In its latest trading update for the period 1 January – 30 September 2021, global facilities services firm, ISS, reports a financial turnaround that is “on track”.
The group’s interim results show organic growth was 0.7% in the first nine months of 2021 and 2.6% in Q3 2021. Organic growth improved through the third quarter, predominantly in September, as customers started to return to office in some geographies. Portfolio revenue showed initial signs of recovery, which more than offset a smaller decline in projects and above-base work due to lapsed ad-hoc Covid-19 related services.

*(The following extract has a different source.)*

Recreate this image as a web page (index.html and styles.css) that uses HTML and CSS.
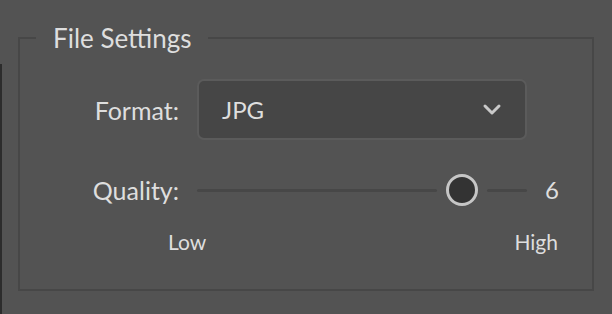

Execution of the OneISS strategy which was launched in December 2020 has “progressed as planned” according to the group, with ISS being further streamlined and standardised for enhanced future execution. It also added that the turnaround initiatives driving recovery of the underperforming contracts and countries and the restructurings initiated in response to Covid-19 were also continuing to progress as expected.
Twelve divestments were signed or completed in the first nine months of 2021 corresponding to total net proceeds of approximately DKK 1.4 billion.
As a result of the of the continued progress of the underperforming contracts and countries and progress of the Covid-19 restructuring initiatives, ISS has upgraded its 2021 outlook for operating margin and free cash flow. Operating margin is now expected to be around 2.5% compared to previously “above 2%”, and free cash flow is now expected to be around DKK 1.5 billion compared to previously “above DKK 1 billion”.
Commenting on the latest financial results, Jacob Aarup-Andersen Group CEO, ISS A/S, said: “In the third quarter, we continued our work to create a healthier and fundamentally stronger ISS. I am very pleased with our ability to execute on our OneISS strategy while simultaneously navigating a challenging environment with volatile activity levels as well as high wage inflation and scarcity of qualified employees in certain regions.
“We are seeing customers gradually returning to the office, albeit at varying pace across geographies. We expect a continued measured pace of return in the coming period as infection levels remain high in many countries creating a sense of caution.
“Our turnaround initiatives are clearly paying off and the success of our execution allows us to upgrade our outlook on operating margin and free cash flow. Progress on these two financial metrics is key to create a healthy foundation and reach our turnaround targets for 2022. I want to thank all employees for achieving this important milestone and for staying agile and passionate in their support to our customers.”